Lawyer and talent agent Ashraf Abdel Wahab told Al-Monitor that the laws regulating the film industry in Egypt do not allow the chamber to ban films in theaters and that the only party authorized to do so is the Censorship of Artistic Works, affiliated with the Ministry of Culture. “Saheb Al Maqam” had secured the necessary legal papers from the censorship body.
Nor does Egyptian law regulating the censorship of cinematic tapes, sound recordings, plays and advertisements specify any role for the Cinema Industry Chamber in permitting or prohibiting the public screening of films.
However, Abdel Wahab noted that the chamber’s management, as an association that represents filmmakers and the owners of theaters, can impose internal penalties on theaters that violate its decisions, such as denying membership. The chamber will thus not withdraw its decision unless the owners of the theaters agree to reject the decision unanimously or by a majority, at least, he explained.
“Consequently, it will be difficult for the chamber to punish all or most of the owners of theaters, and I think that many owners will reject the decision because it will prevent them from showing some films that viewers want to see and hurt their ticket sales and thus their profits,” Abdel Wahab added.
M.M., a director of a prominent movie theater who preferred to withhold his full name, told Al-Monitor that he respects the decision of the chamber despite theater owners’ anger.
“Most of the movie theaters are owned by film distribution companies, which may lose out if many movies are premiered on streaming services, because digital platforms make direct agreements with the producers without the mediation of distributors,” he explained.

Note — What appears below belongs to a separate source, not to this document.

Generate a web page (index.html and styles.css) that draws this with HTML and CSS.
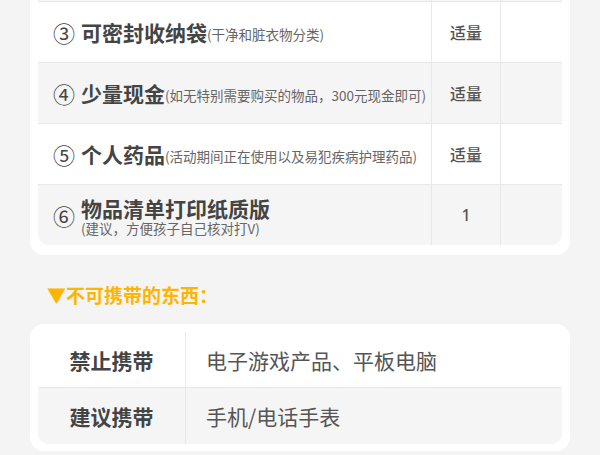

He added, “However, a few cinemas are owned by malls and small businesses, who are expected to disagree with this decision because they may sell tickets to the movies that were premiered on streaming services, as some people still prefer traditional movie theaters to modern platforms. The small businesses and malls are not distribution companies, so they have no disputes with digital platforms.”
Meanwhile, Sobky, the producer of “Saheb Al Maqam,” told Al-Monitor that the film was supposed to premiere in theaters, but since they are closed amid the pandemic, he had to negotiate with Shahid.net. He said he hoped that the Cinema Industry Chamber would understand the situation and grant exceptions to filmmakers to show their films in theaters in conjunction with showing them on streaming services.
“Even if theaters are opening, the demand is no longer the same as it was before the pandemic,” Shobky noted.
The Egyptian government closed movie theaters in March as a precaution against COVID-19, and on June 27, theaters reopened at only 25% capacity.
An Egyptian critic told Al-Monitor on condition of anonymity that it is unlikely the chamber will make an exception to show films on digital platforms and in theaters at the same time during the pandemic. He also found it unlikely that theaters will defy the chamber’s decision.
“Most of the theaters are owned by producers who are in charge of the Cinema Industry Chamber, and they see the screening of films and their success on streaming services as a threat both in the short and in the long term,” he explained.